У баротсе, например, «никто, — пишет Койяр, — кроме ближайших родственников и приставленных к нему рабов (речь идет о двухлетнем принце), не видел его лица. Полагают, что никто не знает его имени и никому неведомо, мальчик это или девочка. Никто, кроме услужающих, в течение двух лет не входил во двор, где он воспитывался, а если ребенка нужно вывести, то его так укутывают мехами, что он едва не задыхается. Если принцу предстоит совершить путешествие на лодке, то его выносят закутанным, затем укладывают в беседку из циновок и закрывают ее.

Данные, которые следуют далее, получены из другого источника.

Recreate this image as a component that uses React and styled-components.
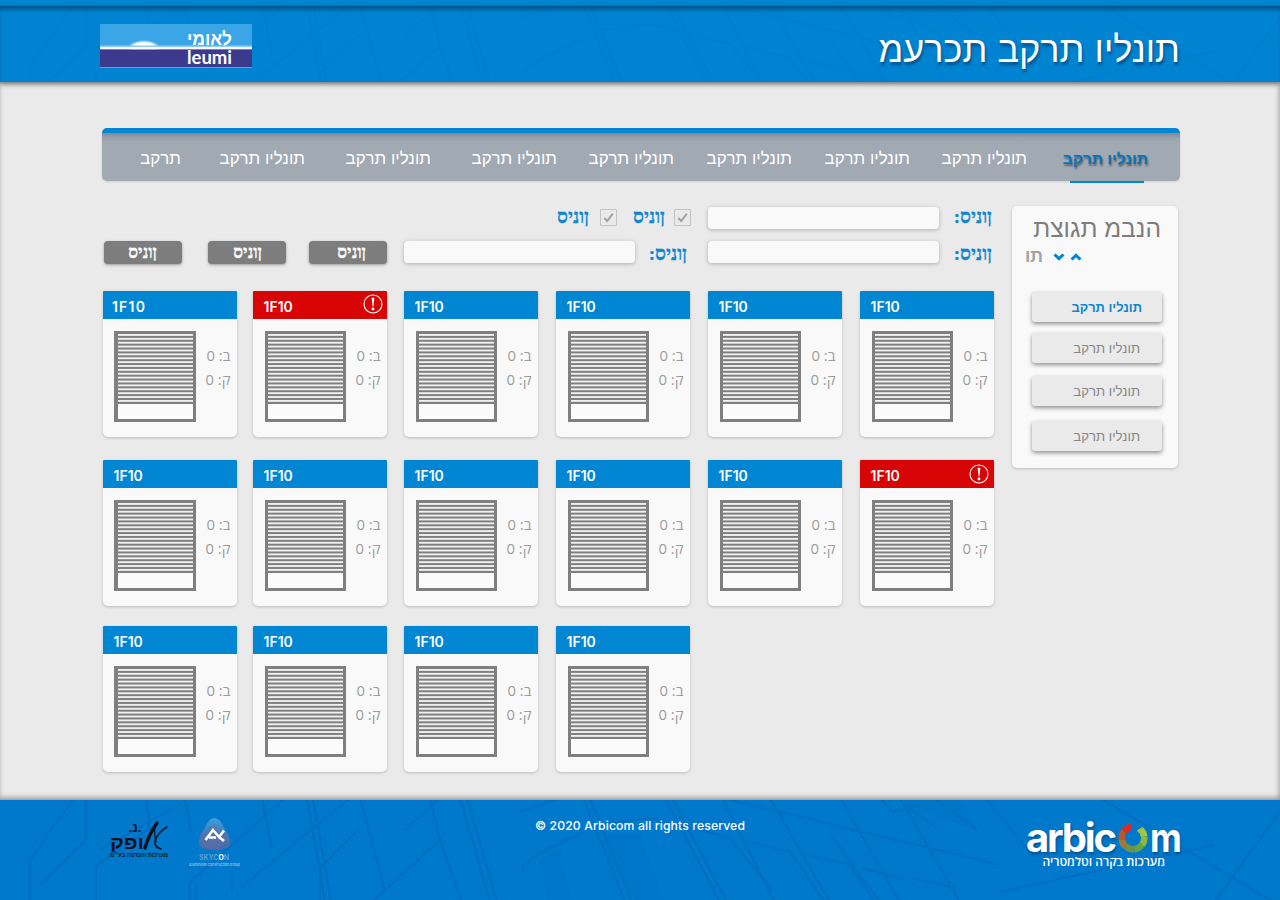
import React from 'react';
import styled, { createGlobalStyle, css } from 'styled-components';

const plain = '"Liberation Sans", sans-serif';
const compact = '"Open Sans", sans-serif';
const tapered = '"Liberation Serif", serif';

const Global = createGlobalStyle`
  *, *::before, *::after { box-sizing: border-box; }
  body { margin: 0; background: #eaeaea; font-family: ${plain}; }
`;

const Page = styled.div`
  width: 1280px;
  height: 900px;
  display: flex;
  flex-direction: column;
  overflow: hidden;
`;

const TopStrip = styled.div`
  height: 6px;
  flex: none;
  background: #0086d2;
`;

const Header = styled.header`
  position: relative;
  z-index: 1;
  height: 76px;
  flex: none;
  display: flex;
  justify-content: space-between;
  align-items: flex-start;
  padding: 18px 100px 0;
  background: #0084d2;
  box-shadow: inset 0 5px 5px -2px rgba(0, 40, 80, 0.6), 0 2px 5px rgba(0, 0, 0, 0.5);
`;

const Backdrop = styled.svg`
  position: absolute;
  inset: 0;
  width: 100%;
  height: 100%;
  opacity: ${(p) => p.$strength};
  pointer-events: none;
`;

const Title = styled.h1`
  position: relative;
  margin: 4px 0 0;
  font-size: 36.1px;
  line-height: 44px;
  font-weight: 400;
  color: #fff;
  white-space: nowrap;
  text-shadow: 1px 3px 3px rgba(0, 30, 60, 0.5);
`;

const Leumi = styled.div`
  position: relative;
  width: 152px;
  height: 44px;
`;

const Main = styled.main`
  flex: 1;
  padding: 46px 100px 0 102px;
  background: #eaeaea;
  box-shadow: inset -2px 0 5px rgba(0, 0, 0, 0.16), inset 0 -4px 5px -1px rgba(0, 0, 0, 0.26);
`;

const Nav = styled.nav`
  position: relative;
  direction: rtl;
  width: 1078px;
  height: 53px;
  display: flex;
  padding: 0 32px;
  border-top: 5px solid #0086d2;
  border-radius: 5px;
  background: linear-gradient(#808791 0, #9ba4ae 5px, #a1a9b3 10px);
  box-shadow: 0 1px 2px rgba(0, 0, 0, 0.12);
`;

const NavItem = styled.a`
  position: relative;
  flex: none;
  width: ${(p) => p.$width || 85}px;
  margin-left: ${(p) => p.$gap}px;
  font-size: 16.9px;
  line-height: 51px;
  white-space: nowrap;
  color: #fff;
  ${(p) =>
    p.$active &&
    css`
      font-size: 15.6px;
      line-height: 51px;
      font-weight: 700;
      color: #0b73bb;
      text-shadow: 1px 2px 2px rgba(0, 0, 0, 0.45);
      &::after {
        content: '';
        position: absolute;
        left: 7px;
        width: 74px;
        top: 48px;
        height: 2px;
        background: #0086d2;
      }
    `}
`;

const Content = styled.div`
  display: flex;
  align-items: flex-start;
  justify-content: space-between;
  width: 1076px;
  padding-top: 25px;
`;

const Board = styled.section`
  width: 892px;
`;

const FilterRow = styled.div`
  direction: rtl;
  display: flex;
  height: ${(p) => p.$height}px;
  padding-right: 2px;
`;

const FilterLabel = styled.label`
  flex: none;
  width: ${(p) => p.$width}px;
  margin-left: ${(p) => p.$gap}px;
  font-family: ${tapered};
  font-size: 19.2px;
  line-height: 22px;
  font-weight: 700;
  color: #0e86d0;
  -webkit-text-stroke: 0.3px #0e86d0;
  white-space: nowrap;
  padding-top: ${(p) => p.$drop || 0}px;
`;

const Field = styled.div`
  flex: none;
  width: 231px;
  height: 22px;
  margin: 1px 0 0 ${(p) => p.$gap}px;
  border-radius: 4px;
  background: #f9f9f9;
  box-shadow: 0 1px 4px rgba(0, 0, 0, 0.25);
`;

const Check = styled.span`
  flex: none;
  width: 17px;
  height: 17px;
  margin: 3px 0 0 ${(p) => p.$gap}px;
  border: 1px solid #c3c3c3;
  border-radius: 1px;
  display: flex;
  align-items: center;
  justify-content: center;
`;

const FilterButton = styled.button`
  flex: none;
  width: 78px;
  height: 23px;
  margin: 1px 0 0 ${(p) => p.$gap}px;
  padding: 0 ${(p) => p.$inset}px 0 0;
  border: 0;
  border-radius: 4px;
  background: #7d7d7d;
  color: #fff;
  font: 700 17.2px/20px ${tapered};
  -webkit-text-stroke: 0.3px #fff;
  text-align: right;
  white-space: nowrap;
  box-shadow: 0 1px 3px rgba(0, 0, 0, 0.35);
`;

const Cards = styled.div`
  display: grid;
  grid-template-columns: 150px 151px 152px 152px 152px 134px;
  grid-template-rows: 169px 166px 146px;
  padding: 17px 0 0 1px;
`;

const Card = styled.article`
  width: 134px;
  height: 146px;
  border-radius: 1px 1px 5px 5px;
  background: #f9f9f9;
  box-shadow: 0 1px 3px rgba(0, 0, 0, 0.2);
  overflow: hidden;
`;

const CardHead = styled.div`
  height: 28px;
  display: flex;
  justify-content: space-between;
  padding: 2px ${(p) => p.$right}px 0 ${(p) => p.$pad}px;
  background: ${(p) => (p.$alert ? '#d70506' : '#0086d2')};
  color: #fff;
  font: 600 14px/28px Inter, sans-serif;
  letter-spacing: ${(p) => (p.$wide ? '1.2px' : '0')};
`;

const CardBody = styled.div`
  display: flex;
  justify-content: space-between;
  padding: 12px ${(p) => p.$right}px 0 ${(p) => p.$left}px;
`;

const Stats = styled.div`
  direction: rtl;
  padding-top: 12px;
  font-family: ${compact};
  font-size: 14.8px;
  line-height: 24px;
  color: #9c9c9c;
  white-space: nowrap;
`;

const Panel = styled.aside`
  direction: rtl;
  width: 166px;
  height: 262px;
  border-radius: 5px;
  background: #f9f9f9;
  box-shadow: 0 1px 3px rgba(0, 0, 0, 0.2);
`;

const PanelTitle = styled.h2`
  margin: 0;
  padding: 7px 17px 0 0;
  font-size: 24.6px;
  line-height: 32px;
  font-weight: 400;
  color: #7d7d7d;
  white-space: nowrap;
`;

const SortRow = styled.div`
  direction: ltr;
  display: flex;
  align-items: center;
  height: 23px;
  padding-left: 13px;
  font-size: 17.8px;
  font-weight: 600;
  color: #a2a2a2;
`;

const SortLabel = styled.span`
  width: 28px;
`;

const SortArrows = styled.span`
  display: flex;
  gap: 5px;
`;

const PanelButton = styled.button`
  display: block;
  width: 130px;
  height: 30px;
  margin: ${(p) => p.$top}px 16px 0 0;
  padding: 2px ${(p) => (p.$active ? 20 : 22)}px 0 0;
  border: 0;
  border-radius: 3px;
  background: #eaeaea;
  box-shadow: 0 2px 4px rgba(0, 0, 0, 0.42);
  font: ${(p) => (p.$active ? '700 12.9px/28px' : '400 13.2px/28px')} ${plain};
  color: ${(p) => (p.$active ? '#0e86d0' : '#858585')};
  text-align: right;
  white-space: nowrap;
`;

const Footer = styled.footer`
  position: relative;
  height: 100px;
  flex: none;
  display: grid;
  grid-template-columns: 340px 1fr 340px;
  padding: 0 100px;
  background: #0078cb;
`;

const Partners = styled.div`
  position: relative;
  display: flex;
  gap: 17px;
  padding: 16px 0 0 8px;
`;

const Copyright = styled.p`
  position: relative;
  margin: 16px 0 0;
  text-align: center;
  font: 500 12.2px/20px Inter, sans-serif;
  letter-spacing: 0.13px;
  color: #fff;
  white-space: nowrap;
`;

const Brand = styled.div`
  position: relative;
  justify-self: end;
  width: 154px;
  padding-top: 15px;
  color: #fff;
`;

const BrandName = styled.div`
  display: flex;
  height: 40px;
  font: 700 40px/46px Inter, sans-serif;
  letter-spacing: -2.2px;
  text-shadow: 1px 2px 3px rgba(0, 30, 60, 0.4);
`;

const BrandTag = styled.div`
  direction: rtl;
  padding-right: 15px;
  font-family: ${compact};
  font-size: 12px;
  line-height: 14px;
  font-weight: 600;
  white-space: nowrap;
`;

function Facade({ strength }) {
  return (
    <Backdrop $strength={strength} viewBox="0 0 1280 100" preserveAspectRatio="xMidYMin slice">
      <g fill="none" stroke="#005eb0" strokeWidth="2">
        <path d="M74 -2 L30 60 V102 M86 -2 V40 L40 85 M100 50 L180 4 M146 -2 L150 28 L96 66 V102 M185 -2 L191 32 M190 102 V82 L285 -2 M196 102 V84 M262 -2 L272 48 M232 70 V92 M307 -2 L325 102 M313 -2 L331 102 M360 -2 L385 90 M240 88 L350 -2 M360 28 L320 68 V100 M405 30 L440 -2 M372 102 L440 40 L430 -2 M440 40 L462 102" />
        <path d="M460 -2 L490 102 M467 -2 L497 102 M522 70 Q524 58 583 33 M520 12 L560 -2 M583 -2 L625 102 M590 -2 L632 102 M665 -2 L720 102 M672 -2 L727 102 M722 -2 L775 102 M770 -2 L830 102 M830 34 L880 102 M840 -2 L900 102 M900 -2 L960 102" />
        <path d="M722 -2 L1000 65 M602 24 L650 18 L730 38 L772 90 M748 41 L790 52 L825 102 M808 55 L850 65 L875 102 M862 68 L905 80 M912 78 L955 88 M880 -2 L893 12 L925 4 M905 5 L936 27 M935 -2 L978 31 M1000 92 L1215 45 M1100 -2 L1290 112 M1290 -2 L1210 108 M985 -2 L1035 58" />
      </g>
      <path d="M596 34 H640 L664 102 H636Z M538 60 L560 48 L572 102 H548Z M900 0 H960 L978 30 L925 12Z" fill="#005eb0" opacity=".25" />
    </Backdrop>
  );
}

function LeumiLogo() {
  return (
    <Leumi>
      <svg width="152" height="44" viewBox="0 0 152 44">
        <defs>
          <radialGradient id="sun">
            <stop offset="0.7" stopColor="#fff" />
            <stop offset="1" stopColor="#fff" stopOpacity="0" />
          </radialGradient>
        </defs>
        <rect width="152" height="44" fill="#3aa6e8" />
        <ellipse cx="44" cy="25" rx="17" ry="9" fill="url(#sun)" />
        <rect y="21.500" width="152" height="2" fill="#8dcbf2" />
        <rect y="23" width="152" height="2.500" fill="#fff" />
        <rect y="25.500" width="152" height="17.500" fill="#3b3a8e" />
        <rect y="43" width="152" height="1" fill="#8d90bd" />
        <text x="87" y="20.500" textLength="45" lengthAdjust="spacingAndGlyphs" fontFamily="Liberation Sans" fontWeight="700" fontSize="18.500" fill="#fff">לאומי</text>
        <text x="87" y="39.500" textLength="45" lengthAdjust="spacingAndGlyphs" fontFamily="Lato" fontWeight="700" fontSize="18.500" fill="#fff">leumi</text>
      </svg>
    </Leumi>
  );
}

const SLATS = 18;
const PITCH = 3.88;

function Shutter({ width }) {
  const left = width === 82 ? 4 : 3;
  const inner = width - left - 3;
  return (
    <svg width={width} height="91" viewBox={`0 0 ${width} 91`}>
      <rect width={width} height="91" fill="#7f7f7f" />
      {Array.from({ length: SLATS }, (_, i) => (
        <rect key={i} x={left} y={3 + i * PITCH} width={inner} height="1.900" fill="#f0f0f0" />
      ))}
      <rect x={left} y="73" width={inner} height="15" fill="#fbfbfb" />
    </svg>
  );
}

const AlertMark = styled.svg`
  display: block;
  margin-top: ${(p) => p.$drop}px;
`;

function Alert({ drop }) {
  return (
    <AlertMark $drop={drop} width="20" height="20" viewBox="0 0 20 20">
      <circle cx="10" cy="10" r="9" fill="none" stroke="#fff" strokeWidth="1.100" />
      <path d="M8.700 4.400 Q10 2.600 11.300 4.400 L10.400 12.600 H9.600Z" fill="#fff" />
      <circle cx="10" cy="15" r="1.400" fill="#fff" />
    </AlertMark>
  );
}

function Tick() {
  return (
    <svg width="11" height="11" viewBox="0 0 11 11">
      <path d="M1.300 6 L4.200 9 L9.800 1.600" fill="none" stroke="#a0a0a0" strokeWidth="2" />
    </svg>
  );
}

function Chevron({ up }) {
  return (
    <svg width="12" height="8" viewBox="0 0 12 8">
      <path d={up ? 'M1.500 6.500 L6 2.400 L10.500 6.500' : 'M1.500 1.500 L6 5.600 L10.500 1.500'} fill="none" stroke="#0086d2" strokeWidth="3" />
    </svg>
  );
}

function OfekLogo() {
  return (
    <svg width="62" height="44" viewBox="0 0 62 44" fill="#06131f">
      <text x="27" y="15.500" direction="rtl" textAnchor="middle" fontFamily="Liberation Sans" fontWeight="700" fontSize="13">.נ.</text>
      <text x="2" y="32.500" textLength="34" lengthAdjust="spacingAndGlyphs" fontFamily="Liberation Sans" fontWeight="700" fontSize="18">ופק</text>
      <g fill="none" stroke="#06131f" strokeLinecap="round">
        <path d="M49 7 Q41 18 37 32" strokeWidth="3.400" />
        <path d="M59 11 Q50 16 47 25 Q46 31 53 33" strokeWidth="1.500" />
        <path d="M47 10 Q46 20 48 26" strokeWidth="1.200" />
      </g>
      <text x="2" y="41" textLength="58" lengthAdjust="spacingAndGlyphs" fontFamily="Liberation Sans" fontWeight="700" fontSize="6.500">מערכות והנדסה בע״מ</text>
    </svg>
  );
}

function SkyconLogo() {
  return (
    <svg width="56" height="56" viewBox="0 0 56 56">
      <defs>
        <linearGradient id="sky" x1="0" y1="0" x2="0" y2="1">
          <stop offset="0" stopColor="#35a3e0" />
          <stop offset="0.5" stopColor="#4579b3" />
          <stop offset="1" stopColor="#496aa6" />
        </linearGradient>
      </defs>
      <path d="M27.500 2 Q31 2 34 6 L42 20 Q46 31 38 32.500 Q28 35.500 17 32.500 Q9 31 13 20 L21 6 Q24 2 27.500 2Z" fill="url(#sky)" />
      <path d="M13 20 L27 8 L42 20 L31 34 L17 32Z" fill="#6a6fa6" opacity=".4" />
      <path d="M18.500 24 L26 14 L32 21 L37 14.500 M32 21 L37 25 M22 21.500 H29" fill="none" stroke="#fff" strokeWidth="2.600" />
      <text x="12" y="43.500" textLength="30" lengthAdjust="spacingAndGlyphs" fontFamily="Inter" fontWeight="700" fontSize="7" fill="#5f9fce">SKYC<tspan fill="#fff">O</tspan>N</text>
      <text x="2" y="50" textLength="51" lengthAdjust="spacingAndGlyphs" fontFamily="Inter" fontWeight="600" fontSize="3.800" fill="#8fc2e6">Aluminium Construction Group</text>
    </svg>
  );
}

const RingMark = styled.svg`
  flex: none;
  margin: 7px 2px 0 3px;
`;

function Ring() {
  const colors = ['#a3c93a', '#8bbb3c', '#6aa343', '#6b9444', '#9a7c3a', '#b4582e', '#dc2a28'];
  return (
    <RingMark width="30" height="32" viewBox="-15 -16 30 32">
      {colors.map((c, i) => (
        <circle key={c} r="11.300" fill="none" stroke={c} strokeWidth="6.600" pathLength="360" strokeDasharray="47 313" transform={`rotate(${-54 + i * 45})`} />
      ))}
    </RingMark>
  );
}

const BrandLead = styled.span`
  width: 89px;
`;

const BrandTail = styled.span`
  transform: scaleX(0.87);
  transform-origin: left;
`;

const NAV = [36, 32, 33, 33, 32, 41, 41, 39, 0];
const CARDS = Array.from({ length: 16 }, (_, i) => ({ id: i, col: i % 6, alert: i === 1 || i === 11 }));

export default function App() {
  return (
    <Page>
      <Global />
      <TopStrip />
      <Header>
        <Facade strength={0.09} />
        <LeumiLogo />
        <Title dir="rtl">תונליו תרקב תכרעמ</Title>
      </Header>
      <Main>
        <Nav>
          {NAV.map((gap, i) => (
            <NavItem key={i} $gap={gap} $active={i === 0}>
              {i === 8 ? 'תרקב' : 'תונליו תרקב'}
            </NavItem>
          ))}
        </Nav>
        <Content>
          <Board>
            <FilterRow $height={34}>
              <FilterLabel $width={38} $gap={15}>ןוניס:</FilterLabel>
              <Field $gap={17} />
              <Check $gap={9}><Tick /></Check>
              <FilterLabel $width={33} $gap={15}>ןוניס</FilterLabel>
              <Check $gap={11}><Tick /></Check>
              <FilterLabel $width={33} $gap={0}>ןוניס</FilterLabel>
            </FilterRow>
            <FilterRow $height={34}>
              <FilterLabel $width={38} $gap={15} $drop={3}>ןוניס:</FilterLabel>
              <Field $gap={21} />
              <FilterLabel $width={37} $gap={15} $drop={3}>ןוניס:</FilterLabel>
              <Field $gap={17} />
              <FilterButton $gap={23} $inset={21}>ןוניס</FilterButton>
              <FilterButton $gap={26} $inset={24}>ןוניס</FilterButton>
              <FilterButton $gap={0} $inset={25}>ןוניס</FilterButton>
            </FilterRow>
            <Cards>
              {CARDS.map(({ id, col, alert }) => (
                <Card key={id}>
                  <CardHead $alert={alert} $wide={id === 0} $pad={id === 0 ? 9 : 10.5} $right={col === 1 ? 4 : 5.5}>
                    <span>1F10</span>
                    {alert && <Alert drop={col === 1 ? 0.5 : 2} />}
                  </CardHead>
                  <CardBody $left={col ? 12 : 11} $right={6.5}>
                    <Shutter width={col ? 81 : 82} />
                    <Stats>
                      <div>ב: 0</div>
                      <div>ק: 0</div>
                    </Stats>
                  </CardBody>
                </Card>
              ))}
            </Cards>
          </Board>
          <Panel>
            <PanelTitle>הנבמ תגוצת</PanelTitle>
            <SortRow>
              <SortLabel>תו</SortLabel>
              <SortArrows>
                <Chevron />
                <Chevron up />
              </SortArrows>
            </SortRow>
            <PanelButton $top={24} $active>תונליו תרקב</PanelButton>
            <PanelButton $top={11}>תונליו תרקב</PanelButton>
            <PanelButton $top={13}>תונליו תרקב</PanelButton>
            <PanelButton $top={15}>תונליו תרקב</PanelButton>
          </Panel>
        </Content>
      </Main>
      <Footer>
        <Facade strength={0.32} />
        <Partners>
          <OfekLogo />
          <SkyconLogo />
        </Partners>
        <Copyright>© 2020 Arbicom all rights reserved</Copyright>
        <Brand>
          <BrandName>
            <BrandLead>arbic</BrandLead>
            <Ring />
            <BrandTail>m</BrandTail>
          </BrandName>
          <BrandTag>מערכות בקרה וטלמטריה</BrandTag>
        </Brand>
      </Footer>
    </Page>
  );
}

Это судьба всех детей царской крови… Вам это понятно, ведь тут боятся „дурного глаза“, даже когда бедный маленький пленник весь покрыт амулетами». А. Жалла пишет: «Вы знаете, что все дети царской семьи тщательно укрываются от взоров публики до трех или четырех лет». Через двадцать лет при том же дворе наблюдались аналогичные факты. «Со времени рождения малютки она (принцесса царской крови) заперлась с сыном в своей комнате и покажется на людях лишь по истечении трех месяцев… Однажды Мбиемба мне сказала: дай мне лекарство, чтобы поправить моего ребенка, укрепить его кости и подбавить ему немного жира». Я сейчас же ей ответил: «Дай твоему малютке побольше свежего воздуха и хороших купаний, и он поправится». — «Нет, — сказала она, — этого мы сделать не можем, необходимо, чтобы мы оставались взаперти три месяца». Для принцессы из Замбези недостаток воздуха мало значит по сравнению с опасностями, которым подверглось бы ее дитя, извлеки его из заключения.
Когда, наконец, решаются показать ребенка людям, то какие только предосторожности при этом не предпринимаются. Койяр только что назвал некоторые из них. В других местах такие же верования порождают аналогичные обычаи. Вот пример, относящийся к центральному Целебесу. «В Онда, когда ребенка выпускают в первый раз из хижины, мать кладет на ступеньки лестницы среди прочих вещей золу и траву аланг-аланг. Пепел нейтрализует скверну, которая могла быть занесена на лестницу многочисленными посетителями, поднимавшимися или спускавшимися по ней. Трава задерживает зло, вцепляясь в него. Оба способа призваны помешать магической силе, которая может повредить ребенку».